WHAT NEEDS TO BE DONE. Go through the material below and copy all lines with "React".

## BEGIN

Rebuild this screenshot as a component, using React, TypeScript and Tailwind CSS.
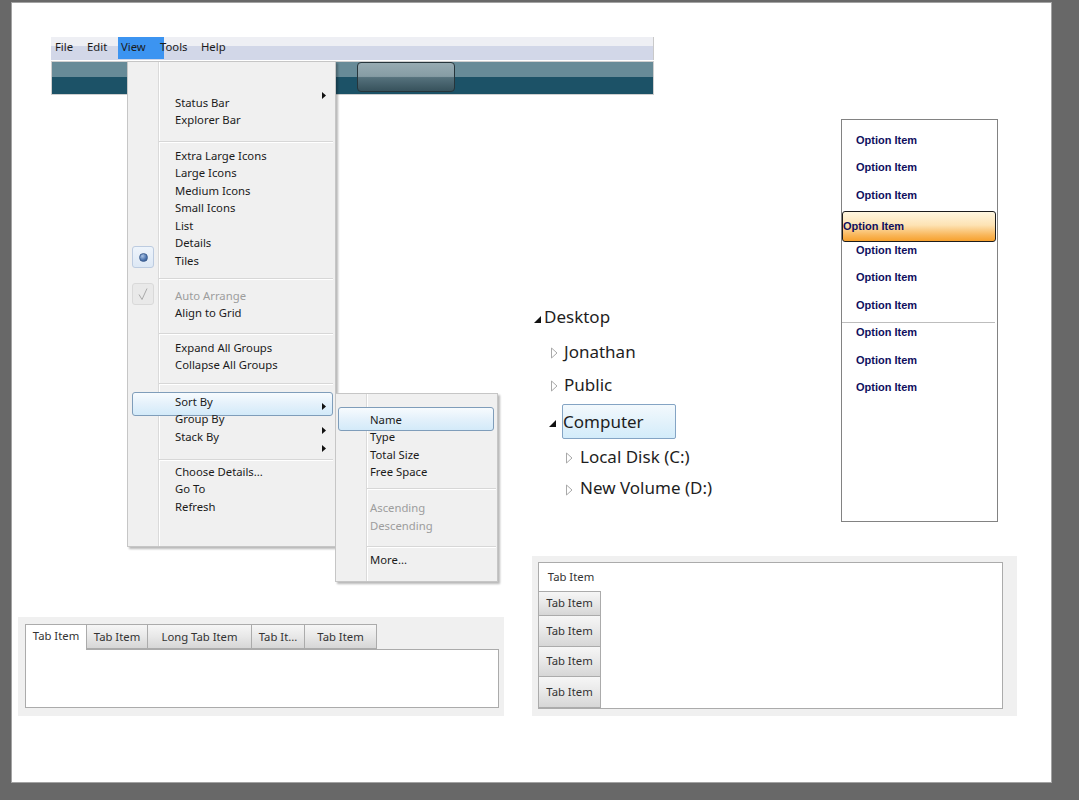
import React from "react";

const Arrow = ({ cls }: { cls: string }) => (
  <svg className={cls} width="4" height="7" viewBox="0 0 4 7">
    <path d="M0 0L4 3.5L0 7Z" fill="#111" />
  </svg>
);

function MRow({ children, disabled, sub }: { children?: React.ReactNode; disabled?: boolean; sub?: boolean }) {
  return (
    <div
      className={`h-[17.5px] leading-[17.5px] pt-[0.5px] text-[11.3px] whitespace-nowrap ${sub ? "pl-[34px]" : "pl-[47px]"} ${
        disabled ? "text-[#9d9d9d]" : "text-[#1b1b1b]"
      }`}
    >
      {children}
    </div>
  );
}

const SepLine = () => <div className="ml-[31px] mr-[2px] h-[2px] border-t border-t-[#d7d7d7] border-b border-b-white" />;

const ExpTri = ({ cls }: { cls: string }) => (
  <svg className={cls} width="7" height="7" viewBox="0 0 7 7">
    <path d="M7 0L7 7L0 7Z" fill="#111" />
  </svg>
);
const ColTri = ({ cls }: { cls: string }) => (
  <svg className={cls} width="8" height="12" viewBox="0 0 8 12">
    <path d="M1.5 1L7 6L1.5 11Z" fill="#fff" stroke="#a9a9a9" strokeWidth="1" />
  </svg>
);

const tabGrad = "bg-[linear-gradient(to_bottom,#f6f6f6_0%,#e8e8e8_50%,#d6d6d6_100%)]";

export default function App() {
  return (
    <div className="w-[1079px] h-[800px] bg-[#686868] pt-[3px] pl-[12px] overflow-hidden font-['Noto_Sans',sans-serif]">
      <div className="relative w-[1039px] h-[779px] bg-white shadow-[0_0_0_1px_#a3a3a3]">
        {/* Menu bar + toolbar */}
        <div className="absolute left-[39px] top-[34px] w-[603px]">
          <div className="relative h-[23px] bg-[linear-gradient(to_bottom,#eeeff4_0%,#eeeff4_40%,#d2d7e8_40%,#d2d7e8_100%)] border-r border-r-[#c9c9c9] flex items-center pl-[4px] pb-[2px] text-[11.3px] text-[#1b1b1b]">
            <div className="absolute left-[67px] top-0 w-[46px] h-[22px] bg-[#3c94f1]" />
            <span className="relative w-[32px]">File</span>
            <span className="relative w-[34px]">Edit</span>
            <span className="relative w-[39px]">View</span>
            <span className="relative w-[41px]">Tools</span>
            <span className="relative">Help</span>
          </div>
          <div className="mt-[1px] h-[34px] border border-[#cfcfcf] bg-[linear-gradient(to_bottom,#678b98_0%,#678b98_47%,#1c5267_47%,#1c5267_100%)] flex items-start pl-[305px]">
            <div className="w-[98px] h-[30px] rounded-[4px] border border-[#26353b] bg-[linear-gradient(to_bottom,#97abb2_0%,#869ca4_48%,#55717c_52%,#37525c_100%)]" />
          </div>
        </div>

        {/* Dropdown menu */}
        <div className="absolute left-[115px] top-[58px] w-[209px] h-[486px] bg-[#f0f0f0] border border-[#c6c6c6] shadow-[2px_2px_2px_rgba(0,0,0,0.28)]">
          <div className="absolute left-[30px] top-0 bottom-0 w-[2px] border-l border-l-[#dadada] border-r border-r-white" />
          <div className="absolute left-[4px] top-[330px] w-[201px] h-[24px] rounded-[3px] border border-[#7f9dba] bg-[linear-gradient(to_bottom,#f7fbfe_0%,#e4f1fb_50%,#d3eaf9_100%)]" />
          <div className="absolute left-[4px] top-[184px] w-[22px] h-[22px] rounded-[3px] border border-[#bccbe0] bg-[linear-gradient(to_bottom,#eef4fb,#dde8f5)] flex items-center justify-center">
            <div className="w-[9px] h-[9px] rounded-full border border-[#3d5f91] bg-[radial-gradient(circle_at_35%_30%,#a9c3e6_0%,#4a72ad_60%,#2b4c80_100%)]" />
          </div>
          <div className="absolute left-[4px] top-[221px] w-[22px] h-[22px] rounded-[3px] border border-[#d9d9d9] bg-[#e9e9e9] flex items-center justify-center">
            <svg width="14" height="14" viewBox="0 0 14 14">
              <path d="M3 7.5L6 12.5L11 1.5" fill="none" stroke="#a9a9a9" strokeWidth="1" />
            </svg>
          </div>
          <Arrow cls="absolute left-[194px] top-[30px]" />
          <Arrow cls="absolute left-[194px] top-[341px]" />
          <Arrow cls="absolute left-[194px] top-[365px]" />
          <Arrow cls="absolute left-[194px] top-[383px]" />

          <div className="relative flex flex-col">
            <div className="h-[31.25px]" />
            <MRow>Status Bar</MRow>
            <MRow>Explorer Bar</MRow>
            <div className="h-[18px] pt-[12.5px]"><SepLine /></div>
            <MRow>Extra Large Icons</MRow>
            <MRow>Large Icons</MRow>
            <MRow>Medium Icons</MRow>
            <MRow>Small Icons</MRow>
            <MRow>List</MRow>
            <MRow>Details</MRow>
            <MRow>Tiles</MRow>
            <div className="h-[17.5px] pt-[9px]"><SepLine /></div>
            <MRow disabled>Auto Arrange</MRow>
            <MRow>Align to Grid</MRow>
            <div className="h-[17px] pt-[12px]"><SepLine /></div>
            <MRow>Expand All Groups</MRow>
            <MRow>Collapse All Groups</MRow>
            <div className="h-[19px] pt-[10px]"><SepLine /></div>
            <MRow>Sort By</MRow>
            <MRow>Group By</MRow>
            <MRow>Stack By</MRow>
            <div className="h-[17.5px] pt-[14.5px]"><SepLine /></div>
            <MRow>Choose Details...</MRow>
            <MRow>Go To</MRow>
            <MRow>Refresh</MRow>
          </div>
        </div>

        {/* Submenu */}
        <div className="absolute left-[323px] top-[390px] w-[163px] h-[189px] bg-[#f0f0f0] border border-[#c6c6c6] shadow-[2px_2px_2px_rgba(0,0,0,0.28)]">
          <div className="absolute left-[30px] top-0 bottom-0 w-[2px] border-l border-l-[#dadada] border-r border-r-white" />
          <div className="absolute left-[2px] top-[13px] w-[156px] h-[24px] rounded-[3px] border border-[#7f9dba] bg-[linear-gradient(to_bottom,#f7fbfe_0%,#e4f1fb_50%,#d3eaf9_100%)]" />
          <div className="relative flex flex-col">
            <div className="h-[16.25px]" />
            <MRow sub>Name</MRow>
            <MRow sub>Type</MRow>
            <MRow sub>Total Size</MRow>
            <MRow sub>Free Space</MRow>
            <div className="h-[18.25px] pt-[7.5px]"><div className="ml-[31px] mr-[1px] h-[2px] border-t border-t-[#d7d7d7] border-b border-b-white" /></div>
            <MRow sub disabled>Ascending</MRow>
            <MRow sub disabled>Descending</MRow>
            <div className="h-[16.75px] pt-[12.5px]"><div className="ml-[31px] mr-[1px] h-[2px] border-t border-t-[#d7d7d7] border-b border-b-white" /></div>
            <MRow sub>More...</MRow>
          </div>
        </div>

        {/* Horizontal tab control */}
        <div className="absolute left-[6px] top-[614px] w-[486px] h-[99px] bg-[#f0f0f0] pt-[7px] pl-[7px] text-[11.3px] text-[#333]">
          <div className="flex items-end h-[25px]">
            <div className="relative z-10 w-[62px] h-[26px] -mb-px bg-white border border-[#ababab] border-b-0 flex items-center justify-center pb-[2px]">Tab Item</div>
            <div className={`w-[61px] h-[25px] border border-l-0 border-[#ababab] ${tabGrad} flex items-center justify-center pt-[2px]`}>Tab Item</div>
            <div className={`w-[104px] h-[25px] border border-l-0 border-[#ababab] ${tabGrad} flex items-center justify-center pt-[2px]`}>Long Tab Item</div>
            <div className={`w-[53px] h-[25px] border border-l-0 border-[#ababab] ${tabGrad} flex items-center justify-center pt-[2px]`}>Tab It...</div>
            <div className={`w-[72px] h-[25px] border border-l-0 border-[#ababab] ${tabGrad} flex items-center justify-center pt-[2px]`}>Tab Item</div>
          </div>
          <div className="w-[474px] h-[59px] bg-white border border-[#ababab]" />
        </div>

        {/* Tree view */}
        <div className="absolute left-[521px] top-[297px] flex flex-col text-[17px] text-[#1e1e1e]">
          <div className="h-[34px] flex items-center">
            <ExpTri cls="ml-[1px] mt-[5px]" />
            <span className="ml-[3px]">Desktop</span>
          </div>
          <div className="h-[35px] flex items-center">
            <ColTri cls="ml-[17px] mt-[2px]" />
            <span className="ml-[6px]">Jonathan</span>
          </div>
          <div className="h-[31px] flex items-center">
            <ColTri cls="ml-[17px] mt-[2px]" />
            <span className="ml-[6px]">Public</span>
          </div>
          <div className="h-[42px] flex items-center">
            <ExpTri cls="ml-[16px] mt-[4px]" />
            <div className="ml-[6px] w-[114px] h-[35px] rounded-[2px] border border-[#84a4c4] bg-[linear-gradient(to_bottom,#f3f9fd_0%,#e3f2fb_50%,#d3ecfa_100%)] flex items-center pl-[0px] pt-[2px]">
              Computer
            </div>
          </div>
          <div className="h-[30px] flex items-center">
            <ColTri cls="ml-[32px] mt-[2px]" />
            <span className="ml-[7px]">Local Disk (C:)</span>
          </div>
          <div className="h-[32px] flex items-center">
            <ColTri cls="ml-[32px] mt-[3px]" />
            <span className="ml-[7px]">New Volume (D:)</span>
          </div>
        </div>

        {/* List box */}
        <div className="absolute left-[829px] top-[116px] w-[157px] h-[403px] border border-[#828282] bg-white font-['Liberation_Sans',Arial,sans-serif] font-bold text-[11px] text-[#0f0f5e]">
          <div className="flex flex-col pt-[6.25px]">
            <div className="h-[27.5px] flex items-center pl-[14px]">Option Item</div>
            <div className="h-[27.5px] flex items-center pl-[14px]">Option Item</div>
            <div className="h-[27.5px] flex items-center pl-[14px]">Option Item</div>
            <div className="relative h-[27.5px]">
              <div className="absolute left-0 top-[2px] w-[154px] h-[31px] rounded-[3px] border border-[#1c1c1c] bg-[linear-gradient(to_bottom,#fff6e0_0%,#fde3b4_45%,#f9b659_80%,#f7a12e_100%)] flex items-center pl-[0px]">
                Option Item
              </div>
            </div>
            <div className="h-[27.5px] flex items-center pl-[14px]">Option Item</div>
            <div className="h-[27.5px] flex items-center pl-[14px]">Option Item</div>
            <div className="h-[27.5px] flex items-center pl-[14px]">Option Item</div>
            <div className="relative h-[27.5px] flex items-center pl-[14px]">
              <div className="absolute left-0 right-[2px] top-[3px] h-px bg-[#bdbdbd]" />
              Option Item
            </div>
            <div className="h-[27.5px] flex items-center pl-[14px]">Option Item</div>
            <div className="h-[27.5px] flex items-center pl-[14px]">Option Item</div>
          </div>
        </div>

        {/* Vertical tab control */}
        <div className="absolute left-[520px] top-[553px] w-[485px] h-[160px] bg-[#f0f0f0] pt-[6px] pl-[6px] text-[11.3px] text-[#333]">
          <div className="w-[465px] h-[147px] bg-white border border-[#ababab] flex flex-col">
            <div className="h-[29px] w-[62px] flex items-center justify-center pl-[2px]">Tab Item</div>
            <div className="-ml-px flex flex-col">
              <div className={`w-[63px] h-[25px] border border-[#ababab] ${tabGrad} flex items-center justify-center`}>Tab Item</div>
              <div className={`w-[63px] h-[31px] border border-t-0 border-[#ababab] ${tabGrad} flex items-center justify-center`}>Tab Item</div>
              <div className={`w-[63px] h-[30px] border border-t-0 border-[#ababab] ${tabGrad} flex items-center justify-center`}>Tab Item</div>
              <div className={`w-[63px] h-[31px] border border-t-0 border-[#ababab] ${tabGrad} flex items-center justify-center`}>Tab Item</div>
            </div>
          </div>
        </div>
      </div>
    </div>
  );
}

## END

WRITTEN REPLY.
Rebuild this screenshot as a component, using React, TypeScript and Tailwind CSS.
import React from "react";
function MRow({ children, disabled, sub }: { children?: React.ReactNode; disabled?: boolean; sub?: boolean }) {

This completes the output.